**Short problem**. Determine which lines contain the word "full", then copy those lines.

**Records shown**.
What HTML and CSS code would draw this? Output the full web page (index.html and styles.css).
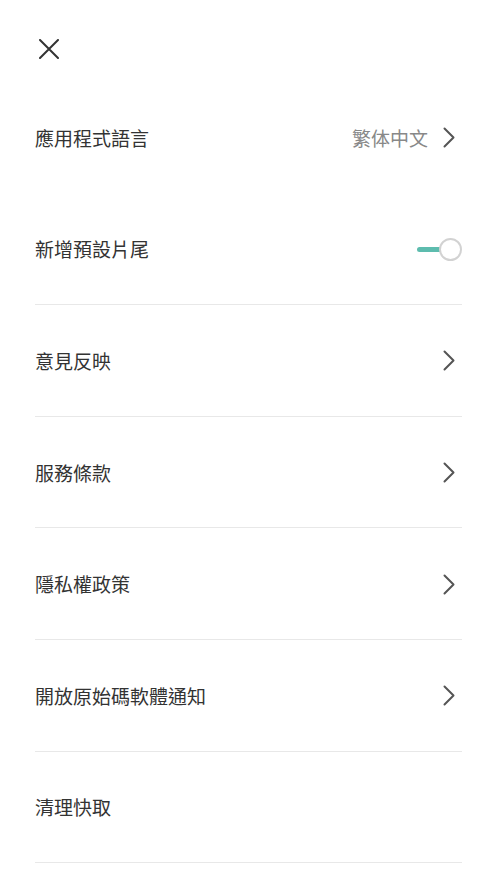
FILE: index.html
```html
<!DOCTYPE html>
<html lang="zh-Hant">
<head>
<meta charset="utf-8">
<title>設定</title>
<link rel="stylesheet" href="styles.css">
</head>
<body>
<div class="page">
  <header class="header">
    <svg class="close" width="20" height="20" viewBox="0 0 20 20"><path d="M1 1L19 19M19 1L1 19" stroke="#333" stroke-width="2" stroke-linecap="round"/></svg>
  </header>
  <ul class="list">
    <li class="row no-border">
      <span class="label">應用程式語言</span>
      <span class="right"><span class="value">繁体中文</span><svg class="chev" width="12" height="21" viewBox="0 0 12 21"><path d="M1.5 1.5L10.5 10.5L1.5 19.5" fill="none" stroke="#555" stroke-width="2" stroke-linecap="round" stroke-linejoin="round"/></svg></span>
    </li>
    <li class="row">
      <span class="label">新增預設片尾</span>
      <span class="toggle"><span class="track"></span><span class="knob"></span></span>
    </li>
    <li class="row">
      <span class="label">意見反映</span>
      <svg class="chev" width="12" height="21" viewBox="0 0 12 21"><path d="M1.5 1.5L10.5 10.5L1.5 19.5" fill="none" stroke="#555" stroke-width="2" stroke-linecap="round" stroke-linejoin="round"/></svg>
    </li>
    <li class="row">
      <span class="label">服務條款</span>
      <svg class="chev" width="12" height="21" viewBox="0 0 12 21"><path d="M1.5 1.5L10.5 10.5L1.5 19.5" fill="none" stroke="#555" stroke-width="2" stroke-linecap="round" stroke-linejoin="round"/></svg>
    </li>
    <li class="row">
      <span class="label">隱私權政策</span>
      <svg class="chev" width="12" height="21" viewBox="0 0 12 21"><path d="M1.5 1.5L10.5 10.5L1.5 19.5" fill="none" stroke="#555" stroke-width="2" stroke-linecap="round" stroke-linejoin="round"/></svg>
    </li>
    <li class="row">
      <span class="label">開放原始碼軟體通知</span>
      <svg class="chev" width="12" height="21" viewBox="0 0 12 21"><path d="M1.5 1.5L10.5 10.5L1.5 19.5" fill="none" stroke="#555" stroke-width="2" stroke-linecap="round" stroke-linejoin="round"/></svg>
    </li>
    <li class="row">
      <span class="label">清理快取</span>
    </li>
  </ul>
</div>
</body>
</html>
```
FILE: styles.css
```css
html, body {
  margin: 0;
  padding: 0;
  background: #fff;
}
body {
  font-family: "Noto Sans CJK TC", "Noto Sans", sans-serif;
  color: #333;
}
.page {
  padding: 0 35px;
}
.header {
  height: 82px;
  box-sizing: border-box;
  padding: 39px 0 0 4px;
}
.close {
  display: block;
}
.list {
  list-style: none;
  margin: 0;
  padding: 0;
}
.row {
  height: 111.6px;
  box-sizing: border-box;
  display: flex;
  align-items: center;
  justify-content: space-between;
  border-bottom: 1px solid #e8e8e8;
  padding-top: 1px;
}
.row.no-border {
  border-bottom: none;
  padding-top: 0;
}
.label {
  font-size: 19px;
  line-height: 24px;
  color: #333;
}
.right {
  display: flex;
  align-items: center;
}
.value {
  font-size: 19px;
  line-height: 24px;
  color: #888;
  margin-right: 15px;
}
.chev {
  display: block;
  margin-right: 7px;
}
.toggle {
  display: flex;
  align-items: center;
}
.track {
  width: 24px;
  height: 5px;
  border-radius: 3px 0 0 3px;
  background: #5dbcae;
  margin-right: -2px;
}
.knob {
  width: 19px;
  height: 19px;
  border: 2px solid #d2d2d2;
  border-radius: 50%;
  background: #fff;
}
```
==
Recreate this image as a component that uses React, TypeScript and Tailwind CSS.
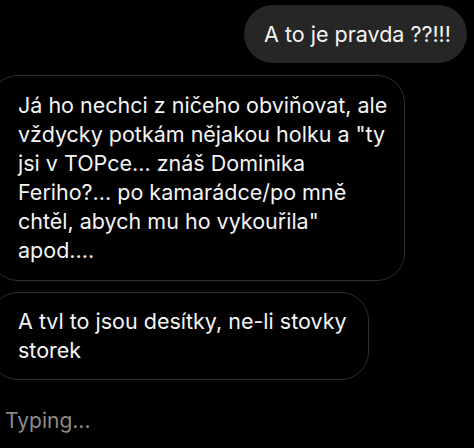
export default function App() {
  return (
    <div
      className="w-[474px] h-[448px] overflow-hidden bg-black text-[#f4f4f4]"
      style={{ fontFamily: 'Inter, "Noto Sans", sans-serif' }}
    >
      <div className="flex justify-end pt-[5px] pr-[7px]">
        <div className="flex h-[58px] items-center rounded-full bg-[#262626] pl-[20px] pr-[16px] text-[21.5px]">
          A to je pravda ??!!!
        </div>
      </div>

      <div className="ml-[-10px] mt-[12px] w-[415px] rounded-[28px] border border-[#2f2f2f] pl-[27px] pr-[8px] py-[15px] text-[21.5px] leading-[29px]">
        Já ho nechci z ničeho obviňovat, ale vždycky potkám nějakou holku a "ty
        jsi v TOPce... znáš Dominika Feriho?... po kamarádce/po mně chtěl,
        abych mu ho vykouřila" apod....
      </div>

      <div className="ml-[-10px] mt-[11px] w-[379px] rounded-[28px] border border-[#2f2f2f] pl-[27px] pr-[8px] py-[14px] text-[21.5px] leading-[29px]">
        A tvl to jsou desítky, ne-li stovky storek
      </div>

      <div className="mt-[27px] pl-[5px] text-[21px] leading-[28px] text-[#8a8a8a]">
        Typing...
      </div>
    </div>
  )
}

**Complete answer**.
What HTML and CSS code would draw this? Output the full web page (index.html and styles.css).
        <div className="flex h-[58px] items-center rounded-full bg-[#262626] pl-[20px] pr-[16px] text-[21.5px]">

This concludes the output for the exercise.